Copy each line below that contains "screenshot".

__RAW DATA__:
▼

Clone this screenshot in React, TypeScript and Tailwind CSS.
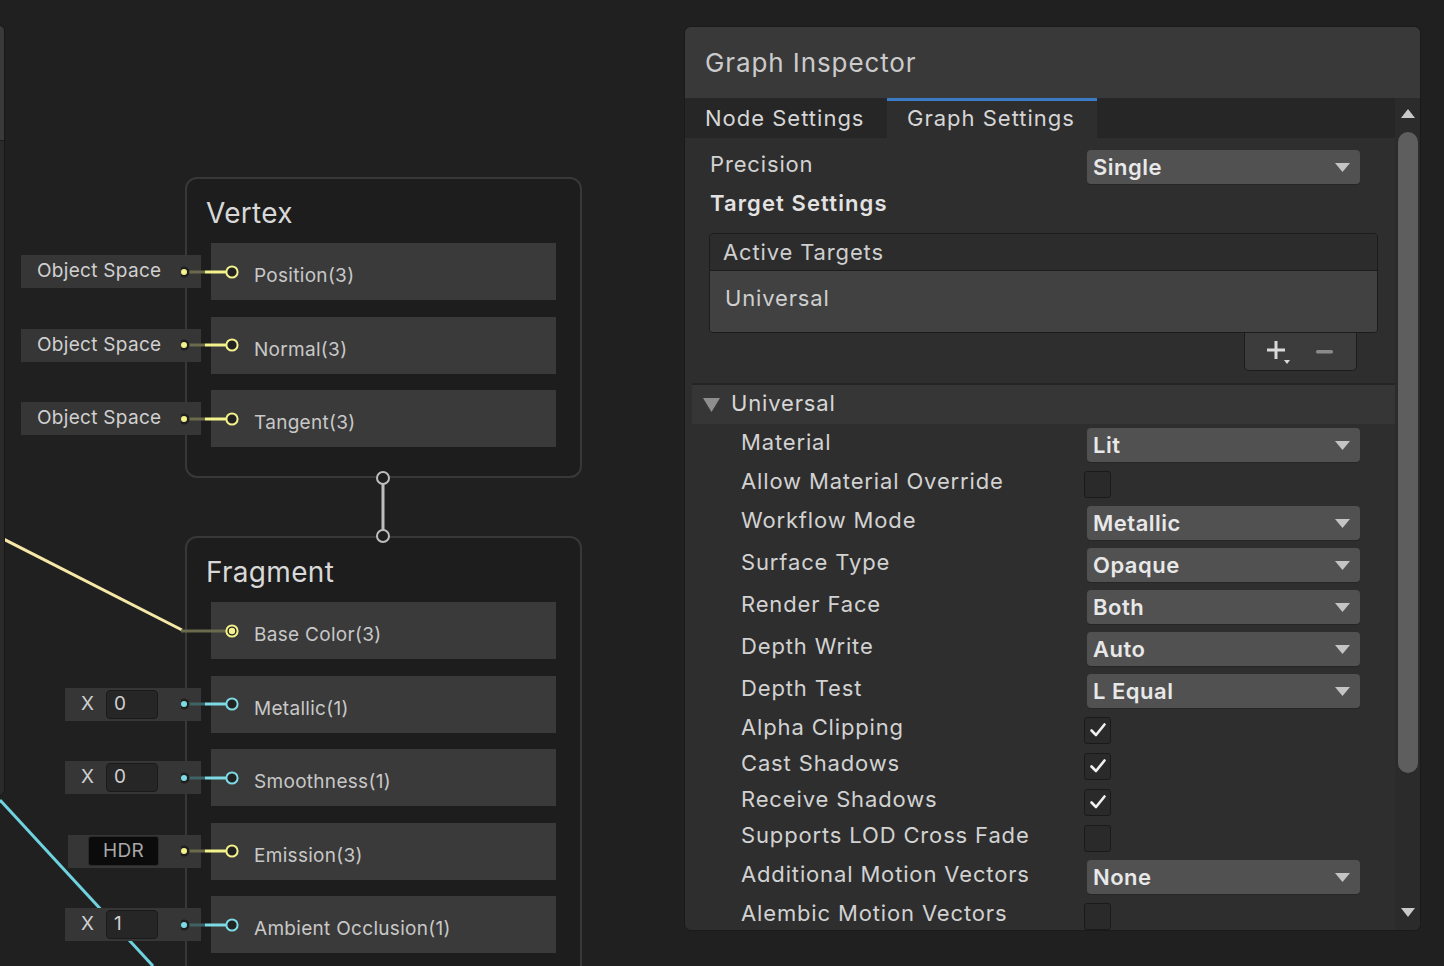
import type { ReactNode } from "react";

type PortColor = "yellow" | "cyan";

const portColors: Record<PortColor, { bright: string; dim: string }> = {
  yellow: { bright: "#f3f28c", dim: "#6a6a4c" },
  cyan: { bright: "#7ddbe5", dim: "#3e6367" },
};

function ObjectSpaceInput() {
  return (
    <div className="flex h-[33px] w-[180px] items-center bg-[#363636] pl-[16px] text-[19px] tracking-[0.3px] text-[#d0d0d0]">
      Object Space
    </div>
  );
}

function FloatInput({ value }: { value: string }) {
  return (
    <div className="flex h-[33px] w-[136px] items-center bg-[#363636] pl-[16px] text-[19px] text-[#d0d0d0]">
      <span className="w-[25px]">X</span>
      <div className="flex h-[29px] w-[52px] items-center rounded-[4px] border border-[#1a1a1a] bg-[#262626] pl-[7px]">
        {value}
      </div>
    </div>
  );
}

function HdrInput() {
  return (
    <div className="flex h-[33px] w-[133px] items-center bg-[#363636] pl-[20px] text-[19px]">
      <div className="flex h-[30px] w-[71px] items-center justify-center rounded-[3px] border border-[#2a2a2a] bg-[#0b0b0b] text-[#a8a8a8]">
        HDR
      </div>
    </div>
  );
}

interface PortRowProps {
  label: string;
  color: PortColor;
  input?: ReactNode;
  connected?: boolean;
}

function PortRow({ label, color, input, connected }: PortRowProps) {
  const c = portColors[color];
  return (
    <div className="relative flex h-[57px] items-center bg-[#3a3a3a] pl-[43px] text-[19px] tracking-[0.3px] text-[#c8c8c8]">
      {input && <div className="absolute right-[calc(100%+10px)] top-[12px]">{input}</div>}
      <svg className="absolute left-[-30px] top-[18.5px]" width="60" height="20" viewBox="0 0 60 20">
        {connected ? (
          <line x1="0" y1="10" x2="45" y2="10" stroke={c.dim} strokeWidth="3" />
        ) : (
          <>
            <line x1="7" y1="10" x2="24" y2="10" stroke={c.dim} strokeWidth="3" />
            <line x1="24" y1="10" x2="45" y2="10" stroke={c.bright} strokeWidth="3" />
            <circle cx="3" cy="10" r="5.5" fill="#1f1f1f" />
            <circle cx="3" cy="10" r="3" fill={c.bright} />
          </>
        )}
        <circle cx="51" cy="10" r="5.6" fill="#222222" stroke={c.bright} strokeWidth="2" />
        {connected && <circle cx="51" cy="10" r="3.2" fill={c.bright} />}
      </svg>
      <span className="pt-[10px]">{label}</span>
    </div>
  );
}

function GraphNode({ title, top, height, children }: { title: string; top: number; height: number; children: ReactNode }) {
  return (
    <div
      className="absolute left-[185px] flex w-[397px] flex-col rounded-[12px] border-2 border-[#383838] bg-[#1d1d1d] px-[24px]"
      style={{ top, height }}
    >
      <div className="flex h-[64px] shrink-0 items-center text-[28px] tracking-[0.3px] text-[#d8d8d8]">
        <span className="ml-[-5px] pt-[4px]">{title}</span>
      </div>
      <div className="flex flex-col gap-[16.5px]">{children}</div>
    </div>
  );
}

function Dropdown({ value }: { value: string }) {
  return (
    <div className="flex h-[34px] w-[273px] shrink-0 items-center justify-between rounded-[4px] bg-[#515151] pl-[6px] pr-[10px] shadow-[0_1px_0_#262626]">
      <span className="text-[22px] font-semibold tracking-[0.5px] text-[#e8e8e8]">{value}</span>
      <svg width="15" height="9" viewBox="0 0 15 9">
        <path d="M0 0 H15 L7.5 9 Z" fill="#c4c4c4" />
      </svg>
    </div>
  );
}

function Checkbox({ checked }: { checked?: boolean }) {
  return (
    <div className="ml-[-3px] flex h-[27px] w-[27px] shrink-0 items-center justify-center rounded-[3px] border border-[#1a1a1a] bg-[#2a2a2a]">
      {checked && (
        <svg width="22" height="22" viewBox="0 0 22 22">
          <path d="M4.5 11.5 L9 16 L17.5 5.5" fill="none" stroke="#f0f0f0" strokeWidth="2.6" strokeLinecap="round" strokeLinejoin="round" />
        </svg>
      )}
    </div>
  );
}

const settings: { label: string; dropdown?: string; checked?: boolean }[] = [
  { label: "Material", dropdown: "Lit" },
  { label: "Allow Material Override", checked: false },
  { label: "Workflow Mode", dropdown: "Metallic" },
  { label: "Surface Type", dropdown: "Opaque" },
  { label: "Render Face", dropdown: "Both" },
  { label: "Depth Write", dropdown: "Auto" },
  { label: "Depth Test", dropdown: "L Equal" },
  { label: "Alpha Clipping", checked: true },
  { label: "Cast Shadows", checked: true },
  { label: "Receive Shadows", checked: true },
  { label: "Supports LOD Cross Fade", checked: false },
  { label: "Additional Motion Vectors", dropdown: "None" },
  { label: "Alembic Motion Vectors", checked: false },
];

function Inspector() {
  return (
    <div className="absolute left-[684px] top-[26px] flex h-[905px] w-[737px] flex-col overflow-hidden rounded-[7px] border border-[#1a1a1a] bg-[#2e2e2e] text-[22px] tracking-[0.85px] text-[#d2d2d2]">
      <div className="flex h-[71px] shrink-0 items-center bg-[#393939] px-[20px] text-[26px] tracking-[0.9px] text-[#cbcbcb]">
        Graph Inspector
      </div>
      <div className="flex min-h-0 flex-1">
        <div className="flex min-w-0 flex-1 flex-col">
          <div className="flex h-[40px] shrink-0 bg-[#262626] tracking-[1px]">
            <div className="flex w-[202px] items-center pl-[20px] text-[#d6d6d6]">Node Settings</div>
            <div className="flex w-[210px] items-center border-t-[3px] border-[#3b7bc6] bg-[#2e2e2e] pb-[2px] pl-[20px] text-[#d6d6d6]">
              Graph Settings
            </div>
          </div>
          <div className="flex flex-col pt-[8px]">
            <div className="flex h-[42px] items-center justify-between pl-[25px] pr-[35px]">
              <span className="pb-[5px]">Precision</span>
              <Dropdown value="Single" />
            </div>
            <div className="flex h-[30px] items-center pl-[25px] font-semibold tracking-[1.1px] text-[#e2e2e2]">Target Settings</div>
            <div className="ml-[24px] mr-[17px] mt-[15px] overflow-hidden rounded-[4px] border border-[#1c1c1c]">
              <div className="flex h-[37px] items-center border-b border-[#1c1c1c] bg-[#2c2c2c] pl-[13px] text-[#cfcfcf]">
                Active Targets
              </div>
              <div className="flex h-[61px] items-start bg-[#414141] pl-[15px] pt-[11px] text-[#cfcfcf]">Universal</div>
            </div>
            <div className="flex justify-end pr-[38px]">
              <div className="flex h-[38px] w-[113px] items-center gap-[24px] rounded-b-[5px] border border-t-0 border-[#1c1c1c] bg-[#3c3c3c] pl-[19px]">
                <svg width="28" height="28" viewBox="0 0 28 28">
                  <path d="M12 3 V21 M3 12 H21" stroke="#dadada" strokeWidth="3" />
                  <path d="M20 22 H26 L23 26 Z" fill="#dadada" />
                </svg>
                <svg width="17" height="4" viewBox="0 0 17 4">
                  <rect x="0" y="0" width="17" height="3.5" rx="1.5" fill="#8a8a8a" />
                </svg>
              </div>
            </div>
            <div className="ml-[7px] mt-[12px] flex h-[41px] items-center gap-[11px] border-t-2 border-[#242424] bg-[#363636] pl-[11px]">
              <svg width="17" height="14" viewBox="0 0 17 14">
                <path d="M0 0 H17 L8.5 14 Z" fill="#8e8e8e" />
              </svg>
              <span className="pb-[2px] text-[#d6d6d6]">Universal</span>
            </div>
            <div className="flex flex-col pl-[56px] pr-[35px]">
              {settings.map((s) => (
                <div key={s.label} className={`flex items-center justify-between ${s.dropdown ? "h-[42px]" : "h-[36px]"}`}>
                  <span className="pb-[5px]">{s.label}</span>
                  {s.dropdown ? (
                    <Dropdown value={s.dropdown} />
                  ) : (
                    <div className="w-[273px]">
                      <Checkbox checked={s.checked} />
                    </div>
                  )}
                </div>
              ))}
            </div>
          </div>
        </div>
        <div className="flex w-[25px] shrink-0 flex-col items-center bg-[#2b2b2b] pb-[13px] pt-[11px]">
          <svg width="14" height="9" viewBox="0 0 14 9">
            <path d="M7 0 L14 9 H0 Z" fill="#c8c8c8" />
          </svg>
          <div className="mt-[14px] h-[641px] w-[20px] rounded-full bg-[#5e5e5e]" />
          <div className="flex-1" />
          <svg width="14" height="9" viewBox="0 0 14 9">
            <path d="M0 0 H14 L7 9 Z" fill="#c8c8c8" />
          </svg>
        </div>
      </div>
    </div>
  );
}

export default function App() {
  return (
    <div className="relative h-[966px] w-[1444px] overflow-hidden bg-[#202020] font-['Inter',sans-serif]">
      {/* wires under the nodes */}
      <svg className="absolute left-0 top-0" width="700" height="966" viewBox="0 0 700 966">
        <line x1="-20" y1="527" x2="182" y2="630" stroke="#f6e9a8" strokeWidth="3" />
        <line x1="0" y1="800" x2="153" y2="966" stroke="#6fd3df" strokeWidth="3" />
      </svg>

      {/* partially visible node at the left edge */}
      <div className="absolute left-[-22px] top-[25px] flex h-[771px] w-[27px] flex-col overflow-hidden rounded-[6px] border border-[#171717] bg-[#2a2a2a]">
        <div className="h-[115px] border-b border-[#1c1c1c] bg-[#3a3a3a]" />
      </div>

      <GraphNode title="Vertex" top={177} height={301}>
        <PortRow label="Position(3)" color="yellow" input={<ObjectSpaceInput />} />
        <PortRow label="Normal(3)" color="yellow" input={<ObjectSpaceInput />} />
        <PortRow label="Tangent(3)" color="yellow" input={<ObjectSpaceInput />} />
      </GraphNode>

      <GraphNode title="Fragment" top={536} height={460}>
        <PortRow label="Base Color(3)" color="yellow" connected />
        <PortRow label="Metallic(1)" color="cyan" input={<FloatInput value="0" />} />
        <PortRow label="Smoothness(1)" color="cyan" input={<FloatInput value="0" />} />
        <PortRow label="Emission(3)" color="yellow" input={<HdrInput />} />
        <PortRow label="Ambient Occlusion(1)" color="cyan" input={<FloatInput value="1" />} />
      </GraphNode>

      {/* flow link between the vertex and fragment blocks */}
      <svg className="absolute left-[373px] top-[468px]" width="20" height="78" viewBox="0 0 20 78">
        <line x1="10" y1="16" x2="10" y2="62" stroke="#bdbdbd" strokeWidth="3" />
        <circle cx="10" cy="10" r="6" fill="#1e1e1e" stroke="#bdbdbd" strokeWidth="2" />
        <circle cx="10" cy="68" r="6" fill="#1e1e1e" stroke="#bdbdbd" strokeWidth="2" />
      </svg>

      <Inspector />
    </div>
  );
}
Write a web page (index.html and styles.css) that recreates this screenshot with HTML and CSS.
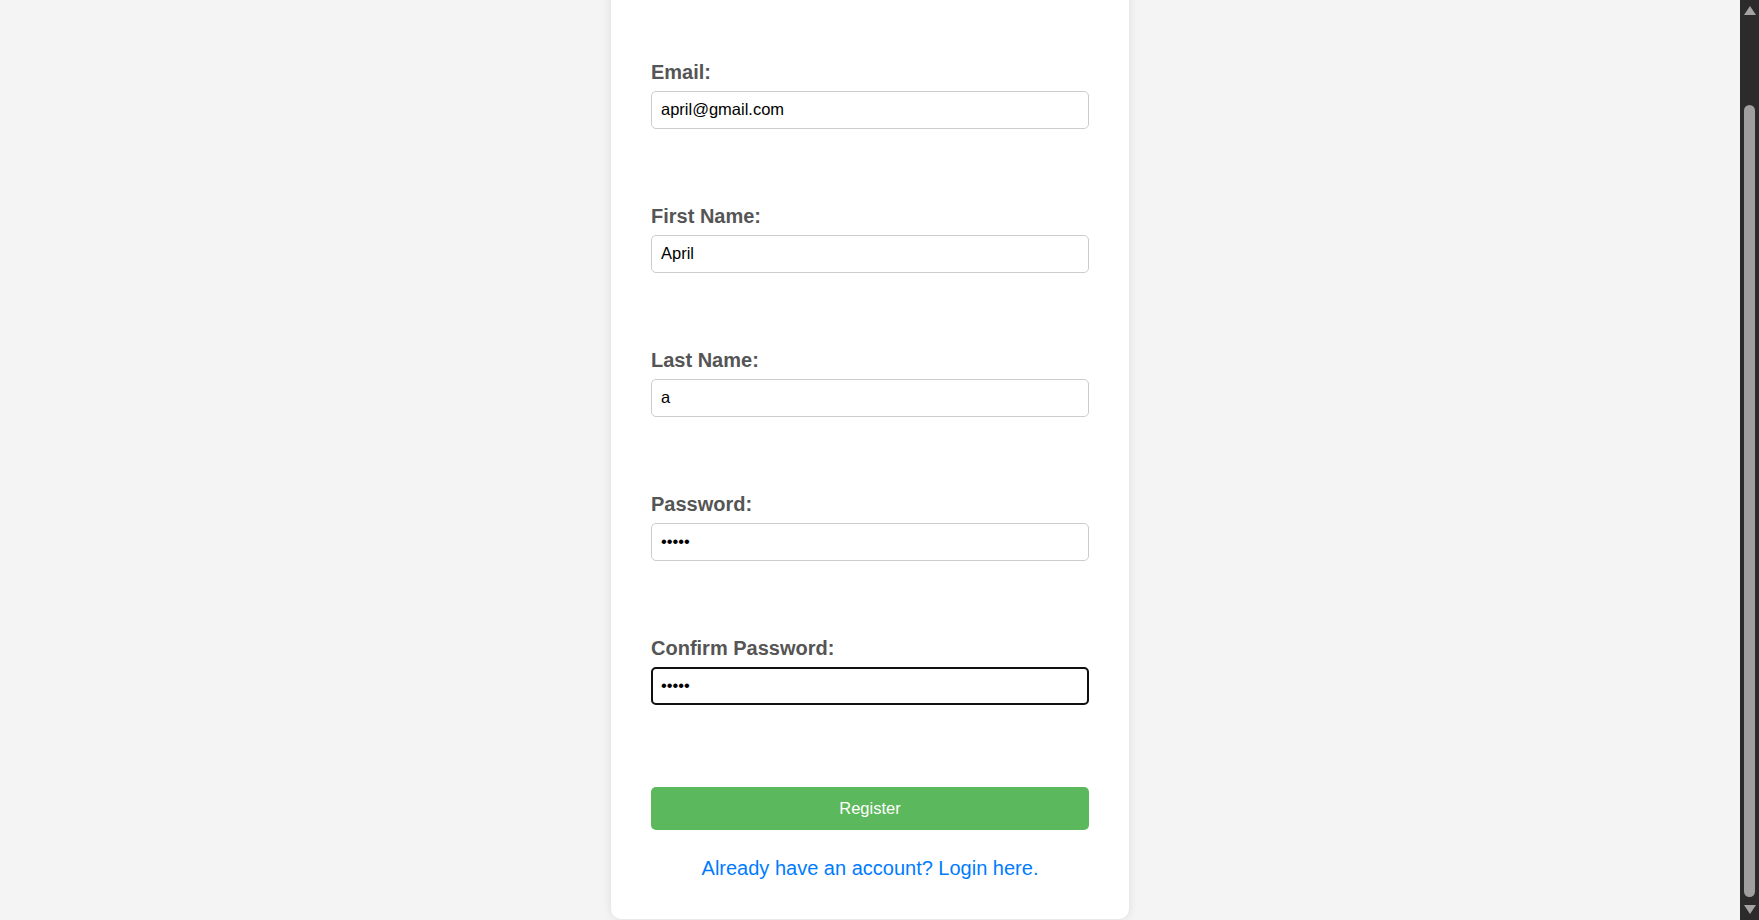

▲

__ANSWER FOR THIS EXERCISE__:
Clone this screenshot in React, TypeScript and Tailwind CSS.
Write a web page (index.html and styles.css) that recreates this screenshot with HTML and CSS.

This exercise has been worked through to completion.